Finding yourself distracted instead of motivated? Here’s why!

Everyone who is in a business leadership position can find themselves off of their game every once in a while. The key is to recognize this, deal with whatever negative or unproductive thinking you’re facing by focusing on where the opportunities and solutions lie, and continuing down the path of productivity. 

For those that might say, “Easier said than done,” well, I hear you. That’s why I’ve compiled these 9 powerful, impossible to ignore concepts that you can visualize and use to keep yourself motivated and moving towards achieving your goals. 

Change what you’re doing to change where you’re going

What’s that old saying? I’ll try and paraphrase it. Doing the same thing over and over again and expecting different results is akin to insanity. 

This is really all about your willingness to self-reflect, to evaluate your processes honestly and constructively. Why is our sales process so bloated? Why do our customers tend to feel pain during the handoff from our sales to our services team? Why does it seem like our employees burn out and blow out at the two-year mark?

There’s no way you’re going to create a 10X-level business if you’re not giving your systems and processes a 10X-level of scrutiny in order to make them as good as they can be. 

Track. Analyze. Adjust. Win!

Trying to be perfect won’t help you achieve your goals

Sometimes it’s better to be performing than it is to be perfect. What exactly is perfect, anyway? While striving for an idea of perfection — a state where everything is working in its ideal state — is a noble pursuit, our ability to achieve this and sustain it is nearly impossible. 

More to the point, one of the bad habits I see too many business owners employ is waiting until something is “perfect” before they take action. 

Listen, there are just too many factors that are out of your control for things to ever be perfect for you. If you’re waiting for everything to be “right,” then you’re going to be waiting forever, and ultimately, you’ll have spent your entire life thinking vs. doing. 

Get your plan together. Control the controllable. Take a calculated risk, and go for it!

Success demands consistency

Some of you might be intimidated by this statement. I understand why. And I sympathize with you. But this is the truth. We seem to live in this paradigm where bad habits are impossible to break and good habits are terribly difficult to form. 
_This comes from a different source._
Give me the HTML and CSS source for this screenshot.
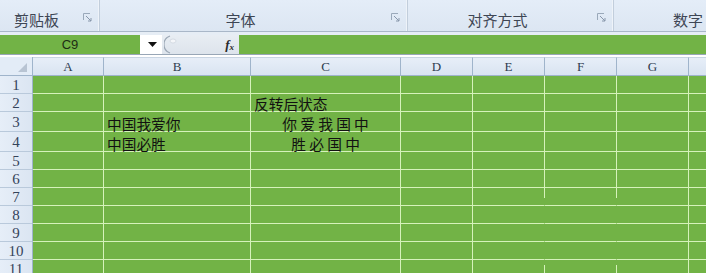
FILE: index.html
```html
<!DOCTYPE html>
<html lang="zh-CN">
<head>
<meta charset="utf-8">
<title>Excel</title>
<link rel="stylesheet" href="styles.css">
</head>
<body>
<div class="app">
  <div class="ribbon">
    <div class="group g1">
      <span class="glabel">剪贴板</span>
      <svg class="launcher" width="9" height="9" viewBox="0 0 9 9"><path d="M0.5 7V0.5H7" fill="none" stroke="#9aa9ba" stroke-width="1"/><path d="M3 3L8 8M5 8H8V5" fill="none" stroke="#8796aa" stroke-width="1"/></svg>
    </div>
    <div class="group g2">
      <span class="glabel">字体</span>
      <svg class="launcher" width="9" height="9" viewBox="0 0 9 9"><path d="M0.5 7V0.5H7" fill="none" stroke="#9aa9ba" stroke-width="1"/><path d="M3 3L8 8M5 8H8V5" fill="none" stroke="#8796aa" stroke-width="1"/></svg>
    </div>
    <div class="group g3">
      <span class="glabel">对齐方式</span>
      <svg class="launcher" width="9" height="9" viewBox="0 0 9 9"><path d="M0.5 7V0.5H7" fill="none" stroke="#9aa9ba" stroke-width="1"/><path d="M3 3L8 8M5 8H8V5" fill="none" stroke="#8796aa" stroke-width="1"/></svg>
    </div>
    <div class="group g4">
      <span class="glabel">数字</span>
    </div>
  </div>
  <div class="band"></div>
  <div class="fbar">
    <div class="namebox">C9</div>
    <div class="dropdown"><svg width="9" height="5" viewBox="0 0 9 5"><path d="M0 0H9L4.5 5Z" fill="#111"/></svg></div>
    <div class="formula">
      <svg class="knob" width="14" height="19" viewBox="0 0 14 19"><path d="M6 1A9 9 0 0 0 6 18" fill="none" stroke="#9aa6b4" stroke-width="1.2"/><ellipse cx="9" cy="6" rx="3" ry="2" fill="#f4f6f9" stroke="#c4ccd6" stroke-width="0.6"/></svg>
      <span class="fx">f<sub>x</sub></span>
    </div>
    <div class="fill"></div>
  </div>
  <div class="sheet">
    <div class="row hrow">
      <div class="rh corner"><span class="tri"></span></div>
      <div class="ch ca">A</div><div class="ch cb">B</div><div class="ch cc">C</div><div class="ch cd">D</div><div class="ch cd">E</div><div class="ch cd">F</div><div class="ch cd">G</div><div class="ch cd"></div>
    </div>
    <div class="row r18">
      <div class="rh">1</div>
      <div class="cell ca"></div><div class="cell cb"></div><div class="cell cc"></div><div class="cell cd"></div><div class="cell cd"></div><div class="cell cd"></div><div class="cell cd"></div><div class="cell cd"></div>
    </div>
    <div class="row r18">
      <div class="rh">2</div>
      <div class="cell ca"></div><div class="cell cb"></div><div class="cell cc"><span class="txt">反转后状态</span></div><div class="cell cd"></div><div class="cell cd"></div><div class="cell cd"></div><div class="cell cd"></div><div class="cell cd"></div>
    </div>
    <div class="row r20">
      <div class="rh">3</div>
      <div class="cell ca"></div><div class="cell cb"><span class="txt">中国我爱你</span></div><div class="cell cc center"><span class="txt spaced">你爱我国中</span></div><div class="cell cd"></div><div class="cell cd"></div><div class="cell cd"></div><div class="cell cd"></div><div class="cell cd"></div>
    </div>
    <div class="row r20">
      <div class="rh">4</div>
      <div class="cell ca"></div><div class="cell cb"><span class="txt">中国必胜</span></div><div class="cell cc center"><span class="txt spaced">胜必国中</span></div><div class="cell cd"></div><div class="cell cd"></div><div class="cell cd"></div><div class="cell cd"></div><div class="cell cd"></div>
    </div>
    <div class="row r18">
      <div class="rh">5</div>
      <div class="cell ca"></div><div class="cell cb"></div><div class="cell cc"></div><div class="cell cd"></div><div class="cell cd"></div><div class="cell cd"></div><div class="cell cd"></div><div class="cell cd"></div>
    </div>
    <div class="row r18">
      <div class="rh">6</div>
      <div class="cell ca"></div><div class="cell cb"></div><div class="cell cc"></div><div class="cell cd"></div><div class="cell cd"></div><div class="cell cd"></div><div class="cell cd"></div><div class="cell cd"></div>
    </div>
    <div class="row r18">
      <div class="rh">7</div>
      <div class="cell ca"></div><div class="cell cb"></div><div class="cell cc"></div><div class="cell cd"></div><div class="cell cd gaptop"></div><div class="cell cd gaptop"></div><div class="cell cd"></div><div class="cell cd"></div>
    </div>
    <div class="row r18">
      <div class="rh">8</div>
      <div class="cell ca"></div><div class="cell cb"></div><div class="cell cc"></div><div class="cell cd"></div><div class="cell cd gap"></div><div class="cell cd gap"></div><div class="cell cd"></div><div class="cell cd"></div>
    </div>
    <div class="row r18">
      <div class="rh">9</div>
      <div class="cell ca"></div><div class="cell cb"></div><div class="cell cc"></div><div class="cell cd"></div><div class="cell cd gap"></div><div class="cell cd gap"></div><div class="cell cd"></div><div class="cell cd"></div>
    </div>
    <div class="row r18">
      <div class="rh">10</div>
      <div class="cell ca"></div><div class="cell cb"></div><div class="cell cc"></div><div class="cell cd"></div><div class="cell cd gap"></div><div class="cell cd gap"></div><div class="cell cd"></div><div class="cell cd"></div>
    </div>
    <div class="row r18">
      <div class="rh">11</div>
      <div class="cell ca"></div><div class="cell cb"></div><div class="cell cc"></div><div class="cell cd"></div><div class="cell cd gapbot"></div><div class="cell cd gapbot"></div><div class="cell cd"></div><div class="cell cd"></div>
    </div>
  </div>
</div>
</body>
</html>
```
FILE: styles.css
```css
:root {
  --green: #72b346;
  --grid: #d6f2bb;
  --hdr-line: #9fb4cb;
}
* { box-sizing: border-box; }
html, body { margin: 0; padding: 0; }
body {
  width: 706px;
  height: 273px;
  overflow: hidden;
  background: #ffffff;
  font-family: "Noto Sans CJK SC", "Liberation Sans", sans-serif;
}
.app { width: 706px; }

/* ribbon */
.ribbon {
  display: flex;
  height: 32px;
  background: linear-gradient(#e4edf8, #dce6f2);
  border-bottom: 1px solid #a9b7c8;
}
.group {
  display: flex;
  align-items: flex-end;
  border-right: 1px solid #c2cedc;
  box-shadow: inset -1px 0 0 #eef3f9;
}
.g1 { width: 100px; }
.g2 { width: 308px; }
.g3 { width: 206px; }
.g4 { flex: 1; border-right: none; box-shadow: none; }
.glabel {
  flex: 1;
  text-align: center;
  font-size: 15px;
  line-height: 22px;
  padding-right: 10px;
  padding-bottom: 0;
  color: #3e4654;
  white-space: nowrap;
}
.g4 .glabel { text-align: left; padding-left: 59px; padding-right: 0; }
.launcher {
  align-self: flex-start;
  margin-top: 13px;
  margin-right: 7px;
  flex: none;
}
.band { height: 3px; background: #e6edf5; }

/* formula bar */
.fbar {
  display: flex;
  height: 20px;
  background: var(--green);
  border-bottom: 1px solid #98a6b6;
}
.namebox {
  width: 140px;
  text-align: center;
  font-family: "Liberation Sans", Arial, sans-serif;
  font-size: 13px;
  line-height: 19px;
  color: #1d2d14;
}
.dropdown {
  width: 22px;
  background: #ffffff;
  display: flex;
  align-items: center;
  justify-content: center;
  padding-left: 2px;
}
.formula {
  width: 77px;
  background: linear-gradient(#e8edf3, #dde4ec);
  display: flex;
  align-items: center;
  justify-content: space-between;
  padding-right: 5px;
}
.knob { margin-left: 2px; }
.fx {
  font-family: "Liberation Serif", serif;
  font-style: italic;
  font-weight: bold;
  font-size: 13px;
  color: #2a2a2a;
  line-height: 1;
}
.fx sub { font-size: 9px; vertical-align: -1px; }
.fill { flex: 1; }

/* sheet */
.sheet { margin-top: 2px; }
.row { display: flex; }
.hrow { height: 19px; }
.r18 { height: 18px; }
.r20 { height: 20px; }

.rh {
  width: 33px;
  flex: none;
  background: linear-gradient(to right, #e6eef8, #dbe5f2);
  border-right: 1px solid var(--hdr-line);
  border-bottom: 1px solid #b9c9db;
  display: flex;
  align-items: center;
  justify-content: center;
  font-family: "Liberation Serif", serif;
  font-size: 15px;
  color: #34435a;
  line-height: 1;
  padding-top: 1px;
}
.corner {
  position: relative;
  border-bottom: 1px solid var(--hdr-line);
  background: #e3ecf7;
}
.tri {
  position: absolute;
  right: 5px;
  bottom: 3px;
  width: 0;
  height: 0;
  border-left: 9px solid transparent;
  border-bottom: 9px solid #b8c4d3;
}
.ch {
  flex: none;
  background: linear-gradient(#e7eef8, #d9e4f1);
  border-right: 1px solid var(--hdr-line);
  border-bottom: 1px solid var(--hdr-line);
  border-top: 1px solid #c9d5e3;
  display: flex;
  align-items: center;
  justify-content: center;
  font-family: "Liberation Serif", serif;
  font-size: 13px;
  color: #2e3c50;
}
.ca { width: 71px; }
.cb { width: 147px; }
.cc { width: 150px; }
.cd { width: 72px; flex: none; }

.cell {
  flex: none;
  background-color: var(--green);
  border-right: 1px solid var(--grid);
  border-bottom: 1px solid var(--grid);
  display: flex;
  align-items: flex-end;
  padding-left: 3px;
  overflow: visible;
  white-space: nowrap;
}
.cell.center { justify-content: center; padding-left: 0; }
.txt {
  font-family: "Noto Sans CJK SC", sans-serif;
  font-size: 14.7px;
  line-height: 15px;
  color: #111111;
}
.spaced { letter-spacing: 3.3px; margin-right: -3.3px; }

.gap { border-right-color: transparent; }
.gaptop {
  border-right-color: transparent;
  background-image: linear-gradient(var(--grid), var(--grid));
  background-origin: border-box;
  background-repeat: no-repeat;
  background-position: right top;
  background-size: 1px 10px;
}
.gapbot {
  border-right-color: transparent;
  background-image: linear-gradient(var(--grid), var(--grid));
  background-origin: border-box;
  background-repeat: no-repeat;
  background-position: right 0 top 5px;
  background-size: 1px 100%;
}
```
I would encourage you to reject this type of thinking and replace it with a more realistic approach to goal achievement.

Consistency is the key to achieving any goal. Want to get in better shape this year? Create a realistic plan, and live up to it, one day at a time. Same goes for any other health or savings or personal or business goal. See the vision. Create the plan. And honor it, one day at a time. 

Which reminds me…

When making plans, think big. When making progress, think small.

Too often, we’re so focused on the result that we get frustrated by the process, don’t see the results we want quickly enough, and we quit. After we quit, we’re frustrated and ashamed by our failure, retreating even further into broken thinking. 

We see others achieving their goals and we think that they were lucky or had an advantage we didn’t have or that we’re just not worthy of success. I’m here to tell you that the difference between success and failure is a willingness to think big while acting small. 

Every big goal can be broken down into a series of smaller, incremental achievable goals. Accomplishing each small goal gets you closer and closer to achieving the big goal. 

Without breaking things up into smaller goals, people can get tripped up, because they lose sight of the big goal. They don’t see themselves progressing forward, and they give up. 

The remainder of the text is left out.